東京海上ホールディングスの小宮暁社長は日本経済新聞の取材で、2023年度までに「海外利益が5割を超える見通しだ」と明らかにした。
すでに足元の海外利益は48.5%で推移しており「M&A(合併・買収)に頼らない内部成長だけで5割に到達する」と述べた。利益の過半を海外で稼ぐ体制を築けば国内損害保険大手で初となる見通し。
従来型の国内保険市場が頭打ちになるなか、海外で買収した保険会社の利益拡大を生かした成長を目指す。海外のウエートが高くなるなかで、小宮氏は「グループ一体経営を強化し、内部統制やガバナンスが最も重要だ」と強調した。
東京海上の海外利益は2000年代初頭は数%にとどまっていたが、その後、初の大型案件となる英キルンを買収した2007年度に21%に高め、米HCCインシュアランスHDを含めて総額2兆円にのぼる大型の海外M&Aを相次いで実行した。
損保業界では相次ぐ風水害で火災保険の赤字が続くなど国内事業の苦境が続く。小宮氏は「一つの地域で大きな自然災害が発生しても他の地域で補うなど、利益を相互に補完できるようにする」と述べた。

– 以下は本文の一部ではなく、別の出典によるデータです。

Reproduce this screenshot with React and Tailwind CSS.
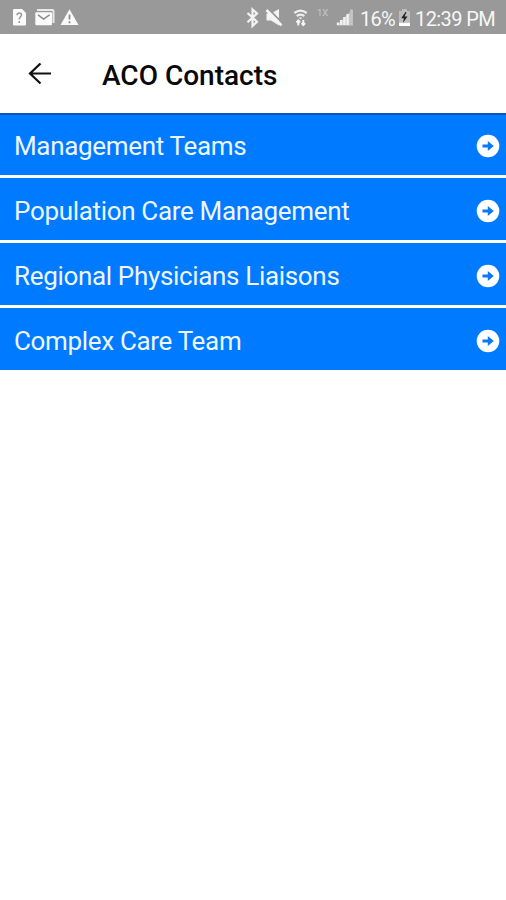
const contacts = [
  'Management Teams',
  'Population Care Management',
  'Regional Physicians Liaisons',
  'Complex Care Team',
];

function LeftStatusIcons() {
  return (
    <svg className="block h-[34px] w-[90px] shrink-0" viewBox="0 0 90 34" fill="none">
      <path d="M14 9h8l4 4v11.500q0 1-1 1H14q-1 0-1-1V10q0-1 1-1z" fill="#fafafa" />
      <path d="M17 15.200q.2-2.200 2.300-2.200 2.200 0 2.200 2c0 1.700-2.200 2-2.200 4.400M19.300 21v2" stroke="#999" strokeWidth="1.500" />
      <path d="M37 10h15.500q1 0 1 1V23" stroke="#e9e9e9" strokeWidth="2" />
      <rect x="35.300" y="12.200" width="16.700" height="13" rx="1" fill="#fafafa" />
      <path d="M38 14.800l5.600 4.300 6-4.300" stroke="#8c8c8c" strokeWidth="1.600" />
      <path d="M69.500 9.200L78.500 25H60.500z" fill="#fafafa" />
      <path d="M69.500 14.500v5M69.500 21.200v2" stroke="#8c8c8c" strokeWidth="1.800" />
    </svg>
  );
}

function RightStatusIcons() {
  return (
    <svg className="block h-[34px] w-[120px] shrink-0" viewBox="240 0 120 34" fill="none">
      <path d="M247.500 13l9.500 8.700-4.500 4.300V9.500L257 13.500l-9.500 8.700" stroke="#f3f3f3" strokeWidth="2.200" />
      <path d="M266.500 13.500h4.500l8-4.500v16.500l-8-5h-4.500z" fill="#f3f3f3" />
      <path d="M268.600 9l14 14.500" stroke="#999" strokeWidth="1.800" />
      <path d="M266.500 10l15 15.300" stroke="#f5f5f5" strokeWidth="2.600" />
      <path d="M294.300 13q6.200-4.600 12.400 0M296.700 16q3.800-2.800 7.600 0" stroke="#efefef" strokeWidth="2.200" />
      <path d="M298.600 17.500h3.800l-1.900 2z" fill="#eee" />
      <path d="M298.300 25.500v-5M296.500 22.500l1.800-2 1.800 2M303.300 20v5M301.500 23.200l1.800 2 1.800-2" stroke="#f6f6f6" strokeWidth="1.900" />
      <path d="M336.500 25.500L350 12v13.500z" fill="#c6c6c6" />
      <path d="M338 25v-2.500M341.200 25v-5M344.400 25v-8M347.600 25v-11" stroke="#f2f2f2" strokeWidth="2.400" />
      <path d="M351.500 25.500v-16" stroke="#c6c6c6" strokeWidth="2.800" />
      <text x="317" y="16" fill="#c8c8c8" fontFamily="Roboto, sans-serif" fontSize="9.500">1X</text>
    </svg>
  );
}

function BatteryIcon() {
  return (
    <svg className="block h-[34px] w-[14px] shrink-0" viewBox="397 0 14 34">
      <path d="M402 9h5v2h3v15h-11V11h3z" fill="#bdbdbd" />
      <path d="M399 22.800h11V26h-11z" fill="#fff" />
      <path d="M405.500 12l-4.300 6.200h2.700l-.9 4.600 4.500-6.400h-2.900l1.900-4.400z" fill="#222" />
    </svg>
  );
}

function CircleArrow() {
  return (
    <svg className="block size-6 shrink-0" viewBox="0 0 24 24">
      <circle cx="12" cy="12" r="11.300" fill="#fff" />
      <path d="M6.500 10.600h5.300V7.100l6 4.900-6 4.900v-3.500H6.500z" fill="#0879fa" />
    </svg>
  );
}

export default function App() {
  return (
    <div className="flex h-[900px] w-[506px] flex-col overflow-hidden bg-white font-['Roboto',sans-serif]">
      <div className="flex h-[34px] shrink-0 items-center bg-[#999999] text-[20px] leading-[34px] whitespace-nowrap text-[#f7f7f7]">
        <LeftStatusIcons />
        <div className="w-[150px]" />
        <RightStatusIcons />
        <span className="w-[37px] pt-[3px] tracking-[-0.8px]">16%</span>
        <BatteryIcon />
        <span className="pt-[3px] pl-[4px] tracking-[-0.6px]">12:39 PM</span>
      </div>
      <header className="flex h-[79px] shrink-0 items-center">
        <svg className="mt-[3px] ml-7 block size-6 shrink-0" viewBox="0 0 24 24" fill="none">
          <path d="M23 10.500H2M12.500.5l-10.500 10 10.500 10" stroke="#111" strokeWidth="2.200" />
        </svg>
        <h1 className="ml-[50px] pt-[4px] text-[28px] leading-8 font-medium whitespace-nowrap text-[#090909]">ACO Contacts</h1>
      </header>
      <ul className="flex flex-col gap-[3px]">
        {contacts.map((label) => (
          <li
            key={label}
            className="flex h-[62px] items-center justify-between bg-[#007aff] pt-[3px] pr-[6px] pl-[14px] text-[26px] whitespace-nowrap text-[#edf6ff] first:border-t-2 first:border-[#0755bd] first:pt-px"
          >
            <span className="leading-8 tracking-[-0.33px]">{label}</span>
            <CircleArrow />
          </li>
        ))}
      </ul>
    </div>
  );
}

主力の火災や自動車保険に代わるサイバー保険など新種の保険は世界で3000億円規模の増収を見込む。小宮氏は「国内外の第一線の専門性やアイデアを共有して新商品やサービスを開発する」とし新しい保険に注力する考えを強調した。2020年には買収先のHCCが手がけるM&A保険を日本市場向けに投入した。
新種保険は売上高にあたる正味収入保険料ベースで3年後に2兆2500億円規模と2021年3月期比で約15%増え、全体の収入の4割程度になる見込みだ。国内で1000億円の増収を目指すほか、欧米で「スペシャリティ保険(注1)」を手がける会社を買収してきた効果が出ている。
(注1) スペシャリティ保険
医療・傷害保険、会社役員賠償責任保険、サイバー保険、航空保険、保証・信用保険、農業保険といった特定のリス クを対象とした保険を「スペシャリティ保険」と言い、独自の審査や引受能力が必要とされる。